Ich dachte daran, was meine Mutter wohl fühlen würde, wenn sie erfuhr, dass ich verhaftet worden war. Da mein Vater bereits in einem israelischen Gefängnis saß, war ich der Mann in der Familie. Würde ich Monate oder sogar Jahre im Gefängnis festgehalten werden wie er? Und wenn ja: Wie würde meine Mutter zurechtkommen, wenn ich auch noch weg war? Ich begann zu verstehen, wie mein Vater sich fühlte – in Sorge um seine Familie und bedrückt von dem Wissen, dass wir uns um ihn sorgten. Tränen schossen mir in die Augen, als ich mir das Gesicht meiner Mutter vorstellte.

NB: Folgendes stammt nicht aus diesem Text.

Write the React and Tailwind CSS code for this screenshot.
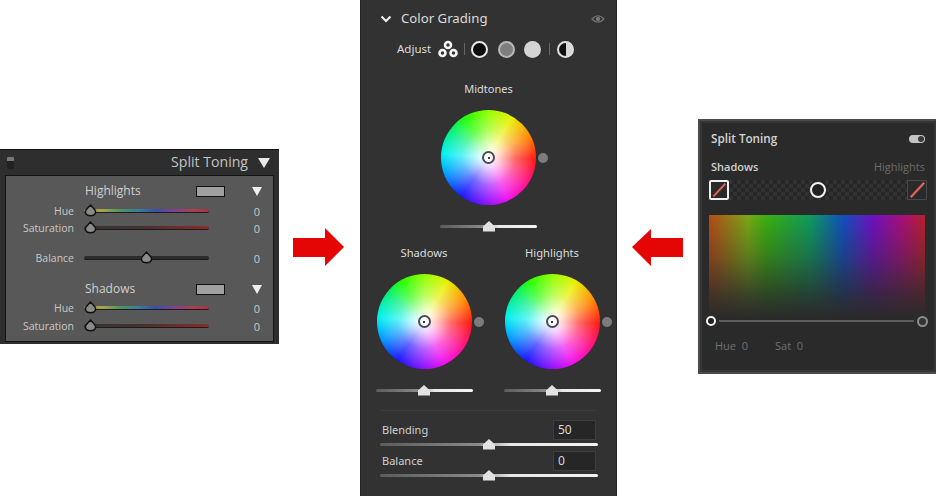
import React from "react";

const WHEEL =
  "bg-[radial-gradient(circle,rgba(255,255,255,1)_0%,rgba(255,255,255,0.8)_16%,rgba(255,255,255,0.35)_40%,rgba(255,255,255,0)_70%),conic-gradient(from_0deg,#90ff00,#e8f000_30deg,#ff9000_60deg,#ff1810_92deg,#ff10a0_130deg,#f010f0_155deg,#8010ff_185deg,#1818ff_215deg,#00a0ff_250deg,#00f0f0_275deg,#00f080_305deg,#20ff00_330deg,#90ff00)]";

function Arrow({ dir }) {
  const pts = dir === "right" ? "1,10 33,10 33,0 52,19 33,38 33,29 1,29" : "0,18 19,0 19,9 51,9 51,28 19,28 19,37";
  return (
    <svg width="52" height="38" viewBox="0 0 52 38" className="block shrink-0">
      <polygon points={pts} fill="#e60505" />
    </svg>
  );
}

function LRThumb({ className }) {
  return (
    <svg width="13" height="13" viewBox="0 0 13 13" className={className}>
      <path d="M6.5 1 L11 6 Q12.5 9 10 11 Q6.5 12.5 3 11 Q0.5 9 2 6 Z" fill="#8a8a8a" stroke="#111" strokeWidth="1.4" />
    </svg>
  );
}

function LRRow({ label, track, pos = "left-0", value = "0" }) {
  return (
    <div className="flex items-center h-4">
      <div className="w-[68px] text-right text-[10.5px] text-[#c8c8c8] leading-none">{label}</div>
      <div className="relative ml-[10px] w-[125px] h-[4px]">
        <div className={`h-full rounded-full border-b border-[#1c1c1c] ${track}`} />
        <LRThumb className={`absolute -top-[5px] ${pos}`} />
      </div>
      <div className="ml-[41px] w-[14px] text-center text-[11px] text-[#c8c8c8] leading-none">{value}</div>
    </div>
  );
}

function LRHead({ label, className }) {
  return (
    <div className={`flex items-center h-4 ${className}`}>
      <div className="ml-[79px] w-[111px] text-[12px] text-[#cfcfcf] leading-none">{label}</div>
      <div className="w-[29px] h-[11px] bg-[#a0a0a0] border border-[#111]" />
      <div className="ml-[27px] w-0 h-0 border-l-[5px] border-r-[5px] border-t-[9px] border-l-transparent border-r-transparent border-t-[#f0f0f0]" />
    </div>
  );
}

function LeftPanel() {
  const rainbow = "bg-[linear-gradient(to_right,#8f8a50,#aaa448,#4f9560,#38809c,#3a50a8,#80408f,#a84058,#b03040)]";
  const sat = "bg-[linear-gradient(to_right,#333333,#4a3030,#8f2a2a)]";
  return (
    <div className="w-[279px] h-[195px] mt-[149px] shrink-0 bg-[#2e2e2e] border-t border-[#111] flex flex-col font-['Open_Sans',sans-serif]">
      <div className="h-[25px] flex items-center pl-[7px] pr-[9px]">
        <div className="w-[7px] h-[12px] rounded-[1px] bg-[#222] border-t-[4px] border-[#777]" />
        <div className="ml-auto text-[14.1px] text-[#c4c4c4] leading-none">Split Toning</div>
        <div className="ml-[10px] w-0 h-0 border-l-[6px] border-r-[6px] border-t-[10px] border-l-transparent border-r-transparent border-t-[#e8e8e8]" />
      </div>
      <div className="mx-[5px] w-[269px] h-[167px] bg-[#585858] border border-[#141414]">
        <LRHead label="Highlights" className="mt-[7px]" />
        <div className="mt-[4px]"><LRRow label="Hue" track={rainbow} /></div>
        <div className="mt-[1px]"><LRRow label="Saturation" track={sat} /></div>
        <div className="mt-[14px]">
          <LRRow label="Balance" track="bg-[#2c2c2c]" pos="left-[56px]" />
        </div>
        <LRHead label="Shadows" className="mt-[15px]" />
        <div className="mt-[3px]"><LRRow label="Hue" track={rainbow} /></div>
        <div className="mt-[2px]"><LRRow label="Saturation" track={sat} /></div>
      </div>
    </div>
  );
}

function HouseThumb() {
  return (
    <svg width="14" height="11" viewBox="0 0 14 11" className="absolute left-1/2 -translate-x-1/2 -top-[4px]">
      <path d="M7 0 L13 5.5 V10.5 H1 V5.5 Z" fill="#e2e2e2" />
    </svg>
  );
}

function GSlider({ width }) {
  return (
    <div className={`relative h-[3px] ${width} rounded-full bg-[linear-gradient(to_right,#5c5c5c,#8a8a8a_45%,#e8e8e8_60%,#f4f4f4)]`}>
      <HouseThumb />
    </div>
  );
}

function Wheel() {
  return (
    <div className="flex items-center justify-center">
      <div className="w-[12px]" />
      <div className={`w-[95px] h-[95px] rounded-full flex items-center justify-center ${WHEEL}`}>
        <div className="w-[13px] h-[13px] rounded-full bg-white border-2 border-[#4a4a58] flex items-center justify-center">
          <div className="w-[2px] h-[2px] rounded-full bg-black" />
        </div>
      </div>
      <div className="ml-[2px] w-[10px] h-[10px] rounded-full bg-[#7c7c7c]" />
    </div>
  );
}

function WheelSlider() {
  return (
    <div className="mt-[20px] flex justify-center">
      <GSlider width="w-[97px]" />
    </div>
  );
}

function ParamRow({ label, value, className }) {
  return (
    <div className={`flex items-center justify-between pl-[21px] pr-[20px] h-[19px] ${className}`}>
      <span className="text-[11px] text-[#d0d0d0] leading-none">{label}</span>
      <div className="w-[43px] h-[20px] bg-[#262626] border border-[#3e3e3e] pl-[4px] flex items-center text-[12px] text-[#d8d8d8] leading-none">{value}</div>
    </div>
  );
}

function AdjustDot({ className, children }) {
  return <div className={`w-[17px] h-[17px] rounded-full flex items-center justify-center ${className}`}>{children}</div>;
}

function CenterPanel() {
  return (
    <div className="w-[257px] h-[496px] shrink-0 bg-[#323232] border-l border-r border-[#252525] flex flex-col font-['Noto_Sans',sans-serif]">
      <div className="h-[38px] flex items-center pl-[19px] pr-[11px]">
        <svg width="12" height="8" viewBox="0 0 12 8">
          <path d="M1.5 1.5 L6 6 L10.5 1.5" fill="none" stroke="#f0f0f0" strokeWidth="2" />
        </svg>
        <span className="ml-[9px] text-[13.2px] text-[#dcdcdc] leading-none">Color Grading</span>
        <svg width="14" height="10" viewBox="0 0 14 10" className="ml-auto">
          <path d="M1 5 Q7 -1.5 13 5 Q7 11.5 1 5 Z" fill="none" stroke="#777" strokeWidth="1.2" />
          <circle cx="7" cy="5" r="2.2" fill="#777" />
        </svg>
      </div>
      <div className="h-[22px] flex items-center pl-[36px]">
        <span className="text-[11.5px] text-[#dcdcdc] leading-none">Adjust</span>
        <svg width="20" height="18" viewBox="0 0 20 18" className="ml-[7px]">
          <circle cx="10" cy="5" r="3" fill="#333" stroke="#f6f6f6" strokeWidth="2.6" />
          <circle cx="4.5" cy="13" r="3" fill="#333" stroke="#f6f6f6" strokeWidth="2.6" />
          <circle cx="15.5" cy="13" r="3" fill="#333" stroke="#f6f6f6" strokeWidth="2.6" />
        </svg>
        <div className="ml-[6px] w-px h-[12px] bg-[#666]" />
        <AdjustDot className="ml-[6px] bg-[#0c0c0c] border-2 border-[#e8e8e8]" />
        <AdjustDot className="ml-[10px] bg-[#7e7e7e] border-2 border-[#b8b8b8]" />
        <AdjustDot className="ml-[9px] bg-[#d4d4d4]" />
        <div className="ml-[8px] w-px h-[12px] bg-[#666]" />
        <AdjustDot className="ml-[7px] border-2 border-[#e0e0e0] bg-[linear-gradient(to_right,#111_50%,#d8d8d8_50%)]" />
      </div>
      <div className="mt-[19px] h-[18px] flex items-center justify-center text-[11px] text-[#dcdcdc] leading-none">Midtones</div>
      <div className="mt-[13px]"><Wheel /></div>
      <WheelSlider />
      <div className="mt-[16px] -ml-px grid grid-cols-2 w-[256px]">
        <div>
          <div className="h-[18px] flex items-center justify-center text-[11.2px] text-[#dcdcdc] leading-none">Shadows</div>
          <div className="mt-[12px]"><Wheel /></div>
          <WheelSlider />
        </div>
        <div>
          <div className="h-[18px] flex items-center justify-center text-[11.2px] text-[#dcdcdc] leading-none">Highlights</div>
          <div className="mt-[12px]"><Wheel /></div>
          <WheelSlider />
        </div>
      </div>
      <div className="mt-[18px] mx-[19px] h-px bg-[#3c3c3c]" />
      <ParamRow label="Blending" value="50" className="mt-[9px]" />
      <div className="mt-[4px] pl-[19px]"><GSlider width="w-[218px]" /></div>
      <ParamRow label="Balance" value="0" className="mt-[5px]" />
      <div className="mt-[4px] pl-[19px]"><GSlider width="w-[218px]" /></div>
    </div>
  );
}

function Swatch({ className }) {
  return (
    <svg width="20" height="20" viewBox="0 0 20 20" className={className}>
      <line x1="3" y1="18" x2="18" y2="2" stroke="#e0625c" strokeWidth="2.6" />
    </svg>
  );
}

function RightPanel() {
  const checker =
    "bg-[conic-gradient(#323232_25%,#262626_0_50%,#323232_0_75%,#262626_0)] bg-[length:8px_8px]";
  return (
    <div className="w-[238px] h-[255px] mt-[119px] shrink-0 bg-[#2a2a2a] border-t-2 border-b-2 border-l-2 border-[#4a4a4a] shadow-[inset_0_0_0_2px_#363636] flex flex-col font-['Open_Sans',sans-serif]">
      <div className="mt-[9px] h-[18px] flex items-center justify-between pl-[11px] pr-[11px]">
        <span className="text-[11.7px] font-semibold text-[#d4d4d4] leading-none">Split Toning</span>
        <div className="w-[16px] h-[8px] rounded-full bg-[#c4c4c4] flex items-center justify-end pr-[1px]">
          <div className="w-[6px] h-[6px] rounded-full bg-[#3a3a3a]" />
        </div>
      </div>
      <div className="mt-[10px] h-4 flex items-center justify-between pl-[11px] pr-[11px]">
        <span className="text-[11px] font-semibold text-[#d0d0d0] leading-none">Shadows</span>
        <span className="text-[11px] text-[#6a6a6a] leading-none">Highlights</span>
      </div>
      <div className={`mt-[6px] mx-[9px] h-[20px] flex items-center justify-between ${checker}`}>
        <Swatch className="border-2 border-[#f0f0f0] rounded-[2px] bg-[#2a2a2a]" />
        <div className="w-[16px] h-[16px] rounded-full border-2 border-[#f4f4f4] bg-[#222]" />
        <Swatch className="border border-[#484848] bg-[#2a2a2a]" />
      </div>
      <div className="mt-[15px] ml-[9px] mr-[11px] h-[103px] bg-[linear-gradient(to_bottom,rgba(42,42,42,0)_0%,rgba(42,42,42,0.35)_40%,rgba(42,42,42,0.8)_78%,rgba(42,42,42,1)_100%),linear-gradient(to_right,#b84a18,#7aa815_18%,#38b010_27%,#0e9a60_47%,#1050c0_62%,#7010c0_76%,#a81078_90%,#b8202c)]" />
      <div className="-mt-[2px] h-[10px] ml-[6px] mr-[8px] flex items-center">
        <div className="w-[10px] h-[10px] rounded-full bg-[#222] border-2 border-[#f4f4f4]" />
        <div className="mx-[3px] flex-1 h-[2px] bg-[#5c5c5c]" />
        <div className="w-[11px] h-[11px] rounded-full bg-[#333] border-2 border-[#8c8c8c]" />
      </div>
      <div className="mt-[11px] h-4 flex items-center pl-[15px] text-[11px] text-[#707070] leading-none">
        <span className="w-[60px]">Hue&nbsp;&nbsp;0</span>
        <span>Sat&nbsp;&nbsp;0</span>
      </div>
    </div>
  );
}

export default function App() {
  return (
    <div className="w-[936px] h-[496px] bg-white flex items-start overflow-hidden">
      <LeftPanel />
      <div className="ml-[13px] mt-[228px]"><Arrow dir="right" /></div>
      <div className="ml-[16px]"><CenterPanel /></div>
      <div className="ml-[15px] mt-[229px]"><Arrow dir="left" /></div>
      <div className="ml-[14px]"><RightPanel /></div>
    </div>
  );
}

Ich fragte mich auch, ob all die Jahre an der Oberschule jetzt umsonst waren. Wenn ich tatsächlich auf dem Weg in ein israelisches Gefängnis war, würde ich die Abschlussprüfungen nächsten Monat verpassen. Ein Sturzbach von Fragen und Schreien tobte in meinem Kopf, während mich ein Schlag nach dem anderen traf: Warum tut ihr mir das an? Was habe ich denn getan? Ich bin kein Terrorist! Ich bin noch ein halbes Kind. Warum verprügelt ihr mich so brutal?

Ich bin mir ziemlich sicher, dass ich mehrmals das Bewusstsein verlor, aber jedes Mal, wenn ich wieder zu mir kam, waren die Soldaten immer noch da und schlugen auf mich ein. Ich konnte den Schlägen nicht ausweichen. Ich konnte nur schreien. Ich spürte, wie es mir sauer im Hals aufstieg. Ich würgte und übergab mich heftig.

Während es wieder dunkel um mich wurde, spürte ich eine tiefe Traurigkeit, bevor ich das Bewusstsein verlor. War es das Ende? Würde ich sterben, bevor mein Leben überhaupt richtig begonnen hatte?

Die Leiter des Glaubens

1955 bis 1977

Mein Name ist Mosab Hassan Yousef.

Ich bin der älteste Sohn von Scheich Hassan Yousef, einem der sieben Gründer der Hamas. Ich wurde im Westjordanland in einem Dorf in der Nähe von Ramallah geboren und ich gehöre zu einer der religiösesten islamischen Familien im Nahen Osten.

Meine Geschichte beginnt mit meinem Großvater, Scheich Yousef Dawud, der die oberste religiöse Autorität – der Imam – des Dorfes al-Janiya war. Das liegt in der Gegend Israels, die in der Bibel unter die Bezeichnung »Judäa und Samarien« fällt. Ich liebte meinen Großvater heiß und innig. Sein weicher, weißer Bart kitzelte an meiner Wange, wenn er mich umarmte. Ich konnte stundenlang sitzen und ihm zuhören, wenn seine melodische Stimme mit dem adhan – dem islamischen Gebetsruf – zum Gebet rief. Und dazu hatte ich reichlich Gelegenheit, da Muslime fünfmal am Tag zum Gebet gerufen werden. Den adhan und Texte aus dem Koran gut zu rezitieren, ist nicht einfach, aber bei meinem Großvater klang es immer zauberhaft.

Als ich noch ein kleiner Junge war, störten mich einige Gebetsrufer so sehr, dass ich mir am liebsten die Ohren zugestopft hätte. Aber mein Großvater war ein leidenschaftlicher Mann und mit seinem Ruf führte er die Zuhörer tief in die Bedeutung des adhan ein. Er glaubte selbst jedes Wort, das er vortrug.

Etwa vierhundert Menschen lebten damals in al-Janiya, als es unter jordanischer Herrschaft und israelischer Besatzung stand. Doch die Einwohner dieses kleinen, ländlichen Dorfes hatten nur wenig Sinn für Politik. Malerisch in den sanft geschwungenen Hügeln einige Kilometer nordwestlich von Ramallah gelegen, war al-Janiya ein sehr friedlicher und schöner Ort. Die Sonnenuntergänge dort tauchten alles in rosafarbenes und violettes Licht. Die Luft war sauber und klar, und von vielen Hügeln konnte man bis zum Mittelmeer sehen.